■ PROBLEM DETAILS ■
Transcribe the records that follow, preserving every word.

┏━━

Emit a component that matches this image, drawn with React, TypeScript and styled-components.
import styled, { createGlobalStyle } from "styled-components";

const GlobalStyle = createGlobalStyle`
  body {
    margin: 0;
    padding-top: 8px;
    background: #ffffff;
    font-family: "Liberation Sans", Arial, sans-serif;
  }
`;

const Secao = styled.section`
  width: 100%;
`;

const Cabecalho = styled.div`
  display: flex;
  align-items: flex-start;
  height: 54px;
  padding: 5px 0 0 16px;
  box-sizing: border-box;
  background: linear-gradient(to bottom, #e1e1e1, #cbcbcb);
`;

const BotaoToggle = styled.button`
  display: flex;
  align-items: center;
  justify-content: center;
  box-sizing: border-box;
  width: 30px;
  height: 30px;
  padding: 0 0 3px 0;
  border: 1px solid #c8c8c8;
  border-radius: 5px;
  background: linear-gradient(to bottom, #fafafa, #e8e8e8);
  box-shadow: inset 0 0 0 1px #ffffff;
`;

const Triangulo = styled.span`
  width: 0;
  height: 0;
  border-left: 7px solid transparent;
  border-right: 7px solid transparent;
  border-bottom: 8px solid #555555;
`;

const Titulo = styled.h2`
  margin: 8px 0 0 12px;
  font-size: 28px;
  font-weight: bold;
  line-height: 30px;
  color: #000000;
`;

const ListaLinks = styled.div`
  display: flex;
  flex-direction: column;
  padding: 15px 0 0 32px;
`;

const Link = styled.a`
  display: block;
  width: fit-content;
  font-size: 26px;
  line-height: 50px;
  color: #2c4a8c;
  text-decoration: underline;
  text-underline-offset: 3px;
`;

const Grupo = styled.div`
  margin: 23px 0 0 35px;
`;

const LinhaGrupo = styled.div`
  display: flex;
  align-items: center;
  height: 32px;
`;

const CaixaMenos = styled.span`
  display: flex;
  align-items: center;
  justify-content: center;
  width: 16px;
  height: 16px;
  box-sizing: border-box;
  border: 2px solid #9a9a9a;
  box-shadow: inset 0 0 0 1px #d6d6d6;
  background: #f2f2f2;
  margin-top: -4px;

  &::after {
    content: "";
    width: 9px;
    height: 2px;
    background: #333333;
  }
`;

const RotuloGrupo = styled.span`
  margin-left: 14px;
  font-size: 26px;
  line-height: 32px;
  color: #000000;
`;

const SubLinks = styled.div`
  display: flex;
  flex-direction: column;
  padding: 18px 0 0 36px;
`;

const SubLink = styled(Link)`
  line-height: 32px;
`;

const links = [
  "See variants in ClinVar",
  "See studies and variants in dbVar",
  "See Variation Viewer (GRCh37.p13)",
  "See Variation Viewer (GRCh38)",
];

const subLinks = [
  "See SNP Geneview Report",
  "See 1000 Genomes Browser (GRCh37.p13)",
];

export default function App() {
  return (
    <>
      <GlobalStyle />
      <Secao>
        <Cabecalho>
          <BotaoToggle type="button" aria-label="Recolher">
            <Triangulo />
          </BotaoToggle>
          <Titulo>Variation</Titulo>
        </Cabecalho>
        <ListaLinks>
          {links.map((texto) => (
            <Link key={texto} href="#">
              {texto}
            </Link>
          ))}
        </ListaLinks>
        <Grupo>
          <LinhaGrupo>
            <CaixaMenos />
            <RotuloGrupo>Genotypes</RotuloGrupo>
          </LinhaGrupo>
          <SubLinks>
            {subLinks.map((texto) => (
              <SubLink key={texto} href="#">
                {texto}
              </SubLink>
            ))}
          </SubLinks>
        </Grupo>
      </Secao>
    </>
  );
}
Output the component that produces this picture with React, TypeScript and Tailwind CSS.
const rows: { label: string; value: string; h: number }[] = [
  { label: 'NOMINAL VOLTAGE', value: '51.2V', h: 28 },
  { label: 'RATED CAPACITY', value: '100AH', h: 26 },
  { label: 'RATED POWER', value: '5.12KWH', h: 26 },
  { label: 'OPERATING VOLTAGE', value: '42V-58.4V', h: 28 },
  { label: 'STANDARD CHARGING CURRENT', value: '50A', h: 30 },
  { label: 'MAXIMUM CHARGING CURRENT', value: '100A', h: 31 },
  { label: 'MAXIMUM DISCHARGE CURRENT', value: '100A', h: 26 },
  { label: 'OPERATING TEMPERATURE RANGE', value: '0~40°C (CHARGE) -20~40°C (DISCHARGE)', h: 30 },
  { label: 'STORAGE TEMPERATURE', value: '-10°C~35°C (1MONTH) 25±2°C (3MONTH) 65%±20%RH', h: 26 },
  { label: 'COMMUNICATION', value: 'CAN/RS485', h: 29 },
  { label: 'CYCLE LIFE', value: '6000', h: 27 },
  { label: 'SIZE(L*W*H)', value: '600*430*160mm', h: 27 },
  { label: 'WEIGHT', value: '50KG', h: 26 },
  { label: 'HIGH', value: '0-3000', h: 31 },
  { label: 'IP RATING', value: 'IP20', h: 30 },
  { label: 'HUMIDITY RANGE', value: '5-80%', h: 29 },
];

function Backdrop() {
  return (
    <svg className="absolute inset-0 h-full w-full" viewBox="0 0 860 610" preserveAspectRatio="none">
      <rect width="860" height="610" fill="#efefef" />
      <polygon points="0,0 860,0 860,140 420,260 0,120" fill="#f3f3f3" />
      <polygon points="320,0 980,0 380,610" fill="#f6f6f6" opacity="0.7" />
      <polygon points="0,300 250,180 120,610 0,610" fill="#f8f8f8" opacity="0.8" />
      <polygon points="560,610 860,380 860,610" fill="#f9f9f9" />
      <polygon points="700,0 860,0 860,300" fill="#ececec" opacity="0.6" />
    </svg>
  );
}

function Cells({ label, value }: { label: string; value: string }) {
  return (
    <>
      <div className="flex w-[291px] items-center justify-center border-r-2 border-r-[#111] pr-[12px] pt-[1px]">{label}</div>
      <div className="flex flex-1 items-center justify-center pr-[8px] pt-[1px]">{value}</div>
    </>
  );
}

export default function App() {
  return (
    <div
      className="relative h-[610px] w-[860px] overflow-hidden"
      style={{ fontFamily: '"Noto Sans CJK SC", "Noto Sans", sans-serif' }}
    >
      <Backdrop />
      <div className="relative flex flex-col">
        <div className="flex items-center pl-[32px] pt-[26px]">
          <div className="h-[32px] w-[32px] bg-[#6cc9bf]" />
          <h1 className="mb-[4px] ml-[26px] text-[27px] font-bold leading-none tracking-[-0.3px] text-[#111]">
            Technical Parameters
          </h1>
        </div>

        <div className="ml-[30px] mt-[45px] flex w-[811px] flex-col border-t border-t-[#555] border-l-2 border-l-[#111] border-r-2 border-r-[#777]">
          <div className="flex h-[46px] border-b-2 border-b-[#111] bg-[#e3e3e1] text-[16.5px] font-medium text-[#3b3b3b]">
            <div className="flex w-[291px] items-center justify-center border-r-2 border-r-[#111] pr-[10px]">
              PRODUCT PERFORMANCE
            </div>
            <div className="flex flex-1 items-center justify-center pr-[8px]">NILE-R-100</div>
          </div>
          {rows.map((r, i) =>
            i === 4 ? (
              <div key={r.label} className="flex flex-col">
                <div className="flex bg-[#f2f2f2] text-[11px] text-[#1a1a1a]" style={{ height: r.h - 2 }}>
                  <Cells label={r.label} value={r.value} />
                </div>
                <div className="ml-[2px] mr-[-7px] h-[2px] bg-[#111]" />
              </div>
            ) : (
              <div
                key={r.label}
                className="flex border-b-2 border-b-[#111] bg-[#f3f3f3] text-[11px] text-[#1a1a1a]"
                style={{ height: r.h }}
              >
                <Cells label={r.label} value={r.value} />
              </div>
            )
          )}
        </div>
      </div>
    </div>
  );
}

┗━━

■ EXERCISE RESULT ■
Emit a component that matches this image, drawn with React, TypeScript and styled-components.
import styled, { createGlobalStyle } from "styled-components";

const GlobalStyle = createGlobalStyle`
  body {
    margin: 0;
    padding-top: 8px;
    background: #ffffff;
    font-family: "Liberation Sans", Arial, sans-serif;
  }
`;

const Secao = styled.section`
  width: 100%;
`;

const Cabecalho = styled.div`
  display: flex;
  align-items: flex-start;
  height: 54px;
  padding: 5px 0 0 16px;
  box-sizing: border-box;
  background: linear-gradient(to bottom, #e1e1e1, #cbcbcb);
`;

const BotaoToggle = styled.button`
  display: flex;
  align-items: center;
  justify-content: center;
  box-sizing: border-box;
  width: 30px;
  height: 30px;
  padding: 0 0 3px 0;
  border: 1px solid #c8c8c8;
  border-radius: 5px;
  background: linear-gradient(to bottom, #fafafa, #e8e8e8);
  box-shadow: inset 0 0 0 1px #ffffff;
`;

const Triangulo = styled.span`
  width: 0;
  height: 0;
  border-left: 7px solid transparent;
  border-right: 7px solid transparent;
  border-bottom: 8px solid #555555;
`;

const Titulo = styled.h2`
  margin: 8px 0 0 12px;
  font-size: 28px;
  font-weight: bold;
  line-height: 30px;
  color: #000000;
`;

const ListaLinks = styled.div`
  display: flex;
  flex-direction: column;
  padding: 15px 0 0 32px;
`;

const Link = styled.a`
  display: block;
  width: fit-content;
  font-size: 26px;
  line-height: 50px;
  color: #2c4a8c;
  text-decoration: underline;
  text-underline-offset: 3px;
`;

const Grupo = styled.div`
  margin: 23px 0 0 35px;
`;

const LinhaGrupo = styled.div`
  display: flex;
  align-items: center;
  height: 32px;
`;

const CaixaMenos = styled.span`
  display: flex;
  align-items: center;
  justify-content: center;
  width: 16px;
  height: 16px;
  box-sizing: border-box;
  border: 2px solid #9a9a9a;
  box-shadow: inset 0 0 0 1px #d6d6d6;
  background: #f2f2f2;
  margin-top: -4px;

  &::after {
    content: "";
    width: 9px;
    height: 2px;
    background: #333333;
  }
`;

const RotuloGrupo = styled.span`
  margin-left: 14px;
  font-size: 26px;
  line-height: 32px;
  color: #000000;
`;

const SubLinks = styled.div`
  display: flex;
  flex-direction: column;
  padding: 18px 0 0 36px;
`;

const SubLink = styled(Link)`
  line-height: 32px;
`;

const links = [
  "See variants in ClinVar",
  "See studies and variants in dbVar",
  "See Variation Viewer (GRCh37.p13)",
  "See Variation Viewer (GRCh38)",
];

const subLinks = [
  "See SNP Geneview Report",
  "See 1000 Genomes Browser (GRCh37.p13)",
];

export default function App() {
  return (
    <>
      <GlobalStyle />
      <Secao>
        <Cabecalho>
          <BotaoToggle type="button" aria-label="Recolher">
            <Triangulo />
          </BotaoToggle>
          <Titulo>Variation</Titulo>
        </Cabecalho>
        <ListaLinks>
          {links.map((texto) => (
            <Link key={texto} href="#">
              {texto}
            </Link>
          ))}
        </ListaLinks>
        <Grupo>
          <LinhaGrupo>
            <CaixaMenos />
            <RotuloGrupo>Genotypes</RotuloGrupo>
          </LinhaGrupo>
          <SubLinks>
            {subLinks.map((texto) => (
              <SubLink key={texto} href="#">
                {texto}
              </SubLink>
            ))}
          </SubLinks>
        </Grupo>
      </Secao>
    </>
  );
}
Output the component that produces this picture with React, TypeScript and Tailwind CSS.
const rows: { label: string; value: string; h: number }[] = [
  { label: 'NOMINAL VOLTAGE', value: '51.2V', h: 28 },
  { label: 'RATED CAPACITY', value: '100AH', h: 26 },
  { label: 'RATED POWER', value: '5.12KWH', h: 26 },
  { label: 'OPERATING VOLTAGE', value: '42V-58.4V', h: 28 },
  { label: 'STANDARD CHARGING CURRENT', value: '50A', h: 30 },
  { label: 'MAXIMUM CHARGING CURRENT', value: '100A', h: 31 },
  { label: 'MAXIMUM DISCHARGE CURRENT', value: '100A', h: 26 },
  { label: 'OPERATING TEMPERATURE RANGE', value: '0~40°C (CHARGE) -20~40°C (DISCHARGE)', h: 30 },
  { label: 'STORAGE TEMPERATURE', value: '-10°C~35°C (1MONTH) 25±2°C (3MONTH) 65%±20%RH', h: 26 },
  { label: 'COMMUNICATION', value: 'CAN/RS485', h: 29 },
  { label: 'CYCLE LIFE', value: '6000', h: 27 },
  { label: 'SIZE(L*W*H)', value: '600*430*160mm', h: 27 },
  { label: 'WEIGHT', value: '50KG', h: 26 },
  { label: 'HIGH', value: '0-3000', h: 31 },
  { label: 'IP RATING', value: 'IP20', h: 30 },
  { label: 'HUMIDITY RANGE', value: '5-80%', h: 29 },
];

function Backdrop() {
  return (
    <svg className="absolute inset-0 h-full w-full" viewBox="0 0 860 610" preserveAspectRatio="none">
      <rect width="860" height="610" fill="#efefef" />
      <polygon points="0,0 860,0 860,140 420,260 0,120" fill="#f3f3f3" />
      <polygon points="320,0 980,0 380,610" fill="#f6f6f6" opacity="0.7" />
      <polygon points="0,300 250,180 120,610 0,610" fill="#f8f8f8" opacity="0.8" />
      <polygon points="560,610 860,380 860,610" fill="#f9f9f9" />
      <polygon points="700,0 860,0 860,300" fill="#ececec" opacity="0.6" />
    </svg>
  );
}

function Cells({ label, value }: { label: string; value: string }) {
  return (
    <>
      <div className="flex w-[291px] items-center justify-center border-r-2 border-r-[#111] pr-[12px] pt-[1px]">{label}</div>
      <div className="flex flex-1 items-center justify-center pr-[8px] pt-[1px]">{value}</div>
    </>
  );
}

export default function App() {
  return (
    <div
      className="relative h-[610px] w-[860px] overflow-hidden"
      style={{ fontFamily: '"Noto Sans CJK SC", "Noto Sans", sans-serif' }}
    >
      <Backdrop />
      <div className="relative flex flex-col">
        <div className="flex items-center pl-[32px] pt-[26px]">
          <div className="h-[32px] w-[32px] bg-[#6cc9bf]" />
          <h1 className="mb-[4px] ml-[26px] text-[27px] font-bold leading-none tracking-[-0.3px] text-[#111]">
            Technical Parameters
          </h1>
        </div>

        <div className="ml-[30px] mt-[45px] flex w-[811px] flex-col border-t border-t-[#555] border-l-2 border-l-[#111] border-r-2 border-r-[#777]">
          <div className="flex h-[46px] border-b-2 border-b-[#111] bg-[#e3e3e1] text-[16.5px] font-medium text-[#3b3b3b]">
            <div className="flex w-[291px] items-center justify-center border-r-2 border-r-[#111] pr-[10px]">
              PRODUCT PERFORMANCE
            </div>
            <div className="flex flex-1 items-center justify-center pr-[8px]">NILE-R-100</div>
          </div>
          {rows.map((r, i) =>
            i === 4 ? (
              <div key={r.label} className="flex flex-col">
                <div className="flex bg-[#f2f2f2] text-[11px] text-[#1a1a1a]" style={{ height: r.h - 2 }}>
                  <Cells label={r.label} value={r.value} />
                </div>
                <div className="ml-[2px] mr-[-7px] h-[2px] bg-[#111]" />
              </div>
            ) : (
              <div
                key={r.label}
                className="flex border-b-2 border-b-[#111] bg-[#f3f3f3] text-[11px] text-[#1a1a1a]"
                style={{ height: r.h }}
              >
                <Cells label={r.label} value={r.value} />
              </div>
            )
          )}
        </div>
      </div>
    </div>
  );
}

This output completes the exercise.